If you know that a specific demand partner tends to submit higher bids, you can test a higher price level and evaluate whether demand remains stable while revenue increases. Conversely, for bidders who typically bid lower, you can experiment with a lower price. The goal is not simply to raise prices, but to find the right balance that improves overall revenue without significantly harming fill rate.

Relevant Digital has run two separate tests from January to February:

 In the first test the setup was fairly typical, with the header bidding setup built on top of Google Ad Manager:

  • GAM+AdX running with Header bidding and competing with the highest bidder from Prebid 

The second test scenario was done with the publisher non-Google adserver + Header bidding on an initial call and if this did not provide an ad - a secondary ad call was done with GAM + AdX - This test to some extent also simulates a situation where GAM+AdX are running on a site without header bidding involved:

  • GAM+AdX secondary call with no Prebid / Header bidding

In both setups, revenue growth was observed. In some environments, the increase was around 0.5 per cent, while in others it was close to 10 per cent. The results show that bidder-level pricing can provide clear incremental potential. However, the impact depends heavily on your inventory, demand structure, and competitive landscape.

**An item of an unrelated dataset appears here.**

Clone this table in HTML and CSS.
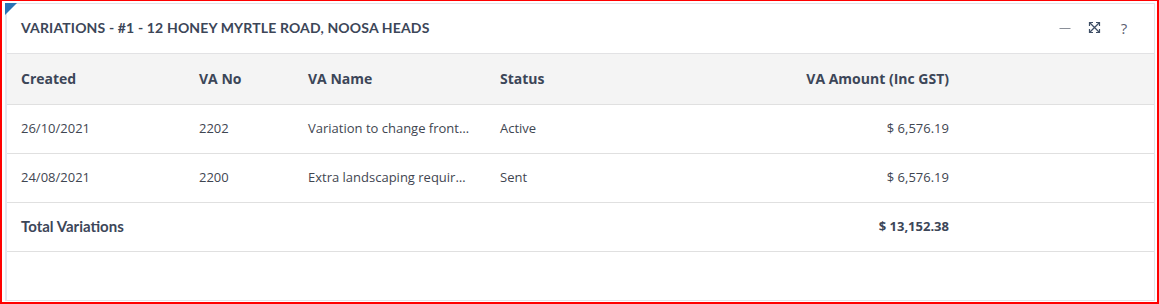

From a publisher's perspective, controlled testing and holistic measurement are essential. An increase in eCPM alone is not enough if auction dynamics change or demand shifts from one channel to another. With the Relevant Yield platform, these tests can be executed systematically and monitored in real time at the bidder, SSP, and auction levels. This allows you to quickly see whether the change genuinely drives incremental revenue or simply redistributes demand. Real-time visibility enables fast reaction and continuous optimisation without guesswork.

New features create opportunities, but value is only realised when they are tested, measured, and optimised as part of a broader yield strategy.